◆ Directions for this task ◆
List, from the lines below, each one with "React" in it.

------

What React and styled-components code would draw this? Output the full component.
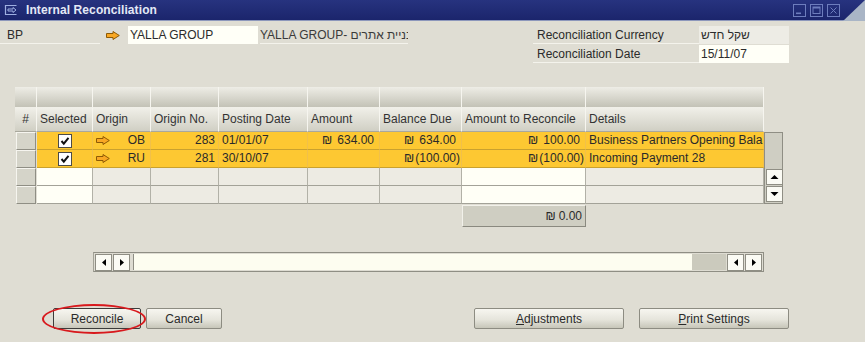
import React from 'react'
import styled, { createGlobalStyle } from 'styled-components'

const GlobalStyle = createGlobalStyle`
  html, body { margin:0; padding:0; }
  body {
    background:#dfddd3;
    font-family:"Liberation Sans", Arial, sans-serif;
    font-size:12px;
    color:#2b2b2b;
  }
`

const columns = [
  { key: 'num', label: '#', align: 'center' },
  { key: 'sel', label: 'Selected', editable: true },
  { key: 'origin', label: 'Origin' },
  { key: 'originNo', label: 'Origin No.' },
  { key: 'date', label: 'Posting Date' },
  { key: 'amount', label: 'Amount' },
  { key: 'balance', label: 'Balance Due' },
  { key: 'toRec', label: 'Amount to Reconcile', editable: true },
  { key: 'details', label: 'Details' },
]

const rows = [
  { origin: 'OB', no: '283', date: '01/01/07', amount: 634, balance: 634, toRec: 100, details: 'Business Partners Opening Balance' },
  { origin: 'RU', no: '281', date: '30/10/07', amount: null, balance: -100, toRec: -100, details: 'Incoming Payment 28' },
]

const Window = styled.div`
  width:865px;
  height:342px;
  display:flex;
  flex-direction:column;
  background:#dfddd3;
  overflow:hidden;
`

const TitleBar = styled.div`
  position:relative;
  flex:none;
  height:20px;
  display:flex;
  align-items:center;
  gap:8px;
  padding-left:4px;
  background:linear-gradient(#27337f, #1b256c);
  border-bottom:1px solid #8d97bb;
  color:#e4e9f6;
  font-weight:bold;
  font-size:12px;

  &::after{
    content:'';
    position:absolute;
    right:0;
    top:0;
    width:22px;
    height:21px;
    background:#a9b5c6;
    clip-path:polygon(100% 0, 100% 100%, 0 100%);
  }
`

const TitleText = styled.span`
  flex:1;
  letter-spacing:0.1px;
`

const WinButtons = styled.div`
  display:flex;
  gap:4px;
  margin-right:25px;
`

const TopSection = styled.div`
  display:flex;
  justify-content:space-between;
  padding:5px 76px 0 0;
`

const BpRow = styled.div`
  display:flex;
  align-items:center;
  height:18px;
`

const Label = styled.div`
  box-sizing:border-box;
  width:${p => p.$w}px;
  height:18px;
  line-height:18px;
  padding-left:${p => p.$pad ?? 7}px;
  border-bottom:1px solid #f4f3ec;
  white-space:nowrap;
`

const ArrowSlot = styled.div`
  width:28px;
  height:18px;
  display:flex;
  align-items:center;
  padding-left:6px;
  box-sizing:border-box;
`

const Field = styled.div`
  box-sizing:border-box;
  width:${p => p.$w}px;
  height:18px;
  line-height:18px;
  padding-left:2px;
  background:${p => (p.$readonly ? '#edece5' : '#fffff7')};
  white-space:nowrap;
`

const Desc = styled.div`
  box-sizing:border-box;
  width:148px;
  margin-left:2px;
  height:18px;
  line-height:18px;
  overflow:hidden;
  white-space:nowrap;
  border-bottom:1px solid #f4f3ec;
  color:#3a3a3a;
`

const RightBlock = styled.div`
  display:flex;
  flex-direction:column;
  gap:1px;
`

const RightRow = styled.div`
  display:flex;
`

const Grid = styled.div`
  display:grid;
  grid-template-columns:22px 56px 58px 68px 89px 72px 82px 124px 178px 19px;
  margin:24px 0 0 15px;
  width:max-content;
`

const HeadCell = styled.div`
  box-sizing:border-box;
  height:${p => (p.$top ? 21 : 24)}px;
  line-height:${p => (p.$top ? 21 : 23)}px;
  padding:0 3px;
  text-align:${p => p.$align || 'left'};
  background:${p => (p.$top ? 'linear-gradient(#eeede6, #c3c2b6)' : 'linear-gradient(#f0efe8, #d0cfc4)')};
  border-right:1px solid #f6f5ef;
  border-bottom:1px solid ${p => (p.$top ? '#f0efe8' : '#a9a89d')};
  white-space:nowrap;
  overflow:hidden;
  color:#333;
`

const HeadBlank = styled.div``

const RowHead = styled.div`
  box-sizing:border-box;
  height:18px;
  margin:0 1px 0 1px;
  background:#d5d4c9;
  border-top:1px solid #f6f5ef;
  border-left:1px solid #f6f5ef;
  border-right:1px solid #8f8e84;
  border-bottom:1px solid #8f8e84;
`

const Cell = styled.div`
  box-sizing:border-box;
  height:18px;
  line-height:17px;
  padding:0 ${p => p.$padR ?? 3}px 0 3px;
  display:flex;
  align-items:center;
  justify-content:${p => (p.$align === 'right' ? 'flex-end' : p.$align === 'center' ? 'center' : 'space-between')};
  background:${p => (p.$active ? '#fdc832' : p.$editable ? '#fffff6' : '#edebe3')};
  border-right:1px solid ${p => (p.$active ? '#f1c04a' : '#b2b1a7')};
  border-bottom:1px solid ${p => (p.$active ? '#c9a12e' : '#a3a298')};
  white-space:nowrap;
  overflow:hidden;
  color:#2a2a2a;
`

const Ghost = styled.span`
  visibility:${p => (p.$show ? 'visible' : 'hidden')};
`

const Shekel = styled.span`
  margin-right:${p => p.$gap}px;
`

const VScroll = styled.div`
  grid-column:10;
  grid-row:3 / 7;
  box-sizing:border-box;
  display:flex;
  flex-direction:column;
  border:1px solid #8f8e84;
  background:#cfcec3;
  padding:0 1px 1px;
`

const VTrack = styled.div`
  flex:1;
`

const ScrollBtn = styled.div`
  box-sizing:border-box;
  width:${p => p.$w || 17}px;
  height:${p => p.$h || 17}px;
  display:flex;
  align-items:center;
  justify-content:center;
  background:#fbfbf4;
  border:1px solid #8f8e84;
  margin-top:${p => p.$mt || 0}px;
`

const TotalCell = styled.div`
  grid-column:8;
  grid-row:7;
  box-sizing:border-box;
  margin-top:1px;
  height:22px;
  display:flex;
  align-items:center;
  justify-content:flex-end;
  padding-right:3px;
  background:#cfcec2;
  border-right:1px solid #8a897f;
  border-bottom:1px solid #8a897f;
  border-top:1px solid #f2f1ea;
  border-left:1px solid #f2f1ea;
`

const HScroll = styled.div`
  grid-column:3 / 10;
  grid-row:8;
  margin-top:25px;
  box-sizing:border-box;
  height:20px;
  width:671px;
  display:flex;
  align-items:center;
  gap:1px;
  padding:0 1px;
  border:1px solid #8f8e84;
  border-left-color:#a3a297;
  background:#dedcd2;
`

const HTrack = styled.div`
  flex:1;
  height:16px;
  margin-left:2px;
  display:flex;
  background:#fdfdf0;
  border-left:1px solid #8f8e84;
`

const HThumb = styled.div`
  width:34px;
  margin-left:auto;
  background:#cbcabd;
`

const ButtonRow = styled.div`
  display:flex;
  justify-content:space-between;
  margin-top:36px;
  padding:0 76px 0 53px;
`

const ButtonGroup = styled.div`
  display:flex;
  gap:${p => p.$gap}px;
`

const Button = styled.button`
  position:relative;
  box-sizing:border-box;
  width:${p => p.$w}px;
  height:21px;
  padding:0;
  font-family:"Liberation Sans", Arial, sans-serif;
  font-size:12px;
  color:#2a2a2a;
  background:linear-gradient(#f7f6f0, #e6e5dc 55%, #c7c6b9);
  border:1px solid ${p => (p.$default ? '#3c3c3a' : '#8d8c82')};
  border-radius:2px;

  u{ text-decoration:underline; }
`

const Ellipse = styled.span`
  position:absolute;
  left:-12px;
  top:-5px;
  width:104px;
  height:30px;
  border:2px solid #d8191d;
  border-radius:50%;
  box-sizing:border-box;
  pointer-events:none;
`

function Arrow() {
  return (
    <svg width="14" height="9" viewBox="0 0 14 9">
      <path d="M0.5 2.5 H7 V0.5 L13.3 4.5 L7 8.5 V6.5 H0.5 Z" fill="#f9a824" stroke="#8d5a06" strokeWidth="1" />
    </svg>
  )
}

function Check() {
  return (
    <svg width="14" height="14" viewBox="0 0 14 14">
      <rect x="0.5" y="0.5" width="13" height="13" fill="#fff" stroke="#4c4c48" />
      <path d="M3.5 7 L5.8 9.6 L10.5 3.8" fill="none" stroke="#111" strokeWidth="2" />
    </svg>
  )
}

function Tri({ dir }) {
  const d = {
    left: 'M5 1 L1 4.5 L5 8 Z',
    right: 'M1 1 L5 4.5 L1 8 Z',
    up: 'M0.5 5 L4.5 1 L8.5 5 Z',
    down: 'M0.5 1 L4.5 5 L8.5 1 Z',
  }[dir]
  const horiz = dir === 'left' || dir === 'right'
  return (
    <svg width={horiz ? 6 : 9} height={horiz ? 9 : 6} viewBox={horiz ? '0 0 6 9' : '0 0 9 6'}>
      <path d={d} fill="#000" />
    </svg>
  )
}

function TitleIcon() {
  return (
    <svg width="14" height="12" viewBox="0 0 14 12">
      <path d="M12.5 1.5 H1.5 V10.5 H12.5" fill="none" stroke="#9fb0e2" strokeWidth="1.2" />
      <path d="M4 5 H9 V3.5 L12 6 L9 8.5 V7 H4 Z" fill="none" stroke="#9fb0e2" strokeWidth="1" />
    </svg>
  )
}

function WinIcon({ kind }) {
  return (
    <svg width="13" height="13" viewBox="0 0 13 13">
      <rect x="0.5" y="0.5" width="12" height="12" fill="none" stroke="#6d7dbd" />
      {kind === 'min' && <rect x="3" y="8.5" width="5" height="1.6" fill="#6d7dbd" />}
      {kind === 'max' && <rect x="3" y="3" width="7" height="6.5" fill="none" stroke="#6d7dbd" strokeWidth="1" />}
      {kind === 'max' && <rect x="3" y="3" width="7" height="1.5" fill="#6d7dbd" />}
      {kind === 'close' && <path d="M3.5 3.5 L9.5 9.5 M9.5 3.5 L3.5 9.5" stroke="#6d7dbd" strokeWidth="1" />}
    </svg>
  )
}

function Money({ value }) {
  if (value === null || value === undefined) return null
  const neg = value < 0
  const text = Math.abs(value).toFixed(2)
  return (
    <span>
      <Shekel $gap={1}>₪</Shekel>
      <Ghost $show={neg}>(</Ghost>
      {text}
      <Ghost $show={neg}>)</Ghost>
    </span>
  )
}

function DataRow({ row }) {
  const active = !!row
  return (
    <>
      <RowHead />
      <Cell $active={active} $editable $align="center">{active && <Check />}</Cell>
      <Cell $active={active} $padR={5}>
        {active && <Arrow />}
        {active && <span>{row.origin}</span>}
      </Cell>
      <Cell $active={active} $align="right">{active && row.no}</Cell>
      <Cell $active={active}>{active && row.date}</Cell>
      <Cell $active={active} $align="right" $padR={1}>{active && <Money value={row.amount} />}</Cell>
      <Cell $active={active} $align="right" $padR={1}>{active && <Money value={row.balance} />}</Cell>
      <Cell $active={active} $editable $align="right" $padR={1}>{active && <Money value={row.toRec} />}</Cell>
      <Cell $active={active} $padR={0}>{active && row.details}</Cell>
    </>
  )
}

export default function App() {
  return (
    <>
      <GlobalStyle />
      <Window>
        <TitleBar>
          <TitleIcon />
          <TitleText>Internal Reconciliation</TitleText>
          <WinButtons>
            <WinIcon kind="min" />
            <WinIcon kind="max" />
            <WinIcon kind="close" />
          </WinButtons>
        </TitleBar>

        <TopSection>
          <BpRow>
            <Label $w={100}>BP</Label>
            <ArrowSlot><Arrow /></ArrowSlot>
            <Field $w={130}>YALLA GROUP</Field>
            <Desc>YALLA GROUP- בניית אתרים</Desc>
          </BpRow>
          <RightBlock>
            <RightRow>
              <Label $w={166} $pad={4}>Reconciliation Currency</Label>
              <Field $w={90} $readonly>שקל חדש</Field>
            </RightRow>
            <RightRow>
              <Label $w={166} $pad={4}>Reconciliation Date</Label>
              <Field $w={90}>15/11/07</Field>
            </RightRow>
          </RightBlock>
        </TopSection>

        <Grid>
          {columns.map(c => <HeadCell key={'t' + c.key} $top />)}
          <HeadBlank />
          {columns.map(c => (
            <HeadCell key={c.key} $align={c.align}>{c.label}</HeadCell>
          ))}
          <HeadBlank />

          <VScroll>
            <VTrack />
            <ScrollBtn $h={16}><Tri dir="up" /></ScrollBtn>
            <ScrollBtn $h={16} $mt={1}><Tri dir="down" /></ScrollBtn>
          </VScroll>

          <DataRow row={rows[0]} />
          <DataRow row={rows[1]} />
          <DataRow />
          <DataRow />

          <TotalCell>
            <Shekel $gap={3}>₪</Shekel>0.00
          </TotalCell>

          <HScroll>
            <ScrollBtn><Tri dir="left" /></ScrollBtn>
            <ScrollBtn><Tri dir="right" /></ScrollBtn>
            <HTrack><HThumb /></HTrack>
            <ScrollBtn><Tri dir="left" /></ScrollBtn>
            <ScrollBtn><Tri dir="right" /></ScrollBtn>
          </HScroll>
        </Grid>

        <ButtonRow>
          <ButtonGroup $gap={5}>
            <Button $w={88} $default>
              Reconcile
              <Ellipse />
            </Button>
            <Button $w={76}>Cancel</Button>
          </ButtonGroup>
          <ButtonGroup $gap={15}>
            <Button $w={150}><u>A</u>djustments</Button>
            <Button $w={150}><u>P</u>rint Settings</Button>
          </ButtonGroup>
        </ButtonRow>
      </Window>
    </>
  )
}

------

◆ Solved problem ◆
What React and styled-components code would draw this? Output the full component.
import React from 'react'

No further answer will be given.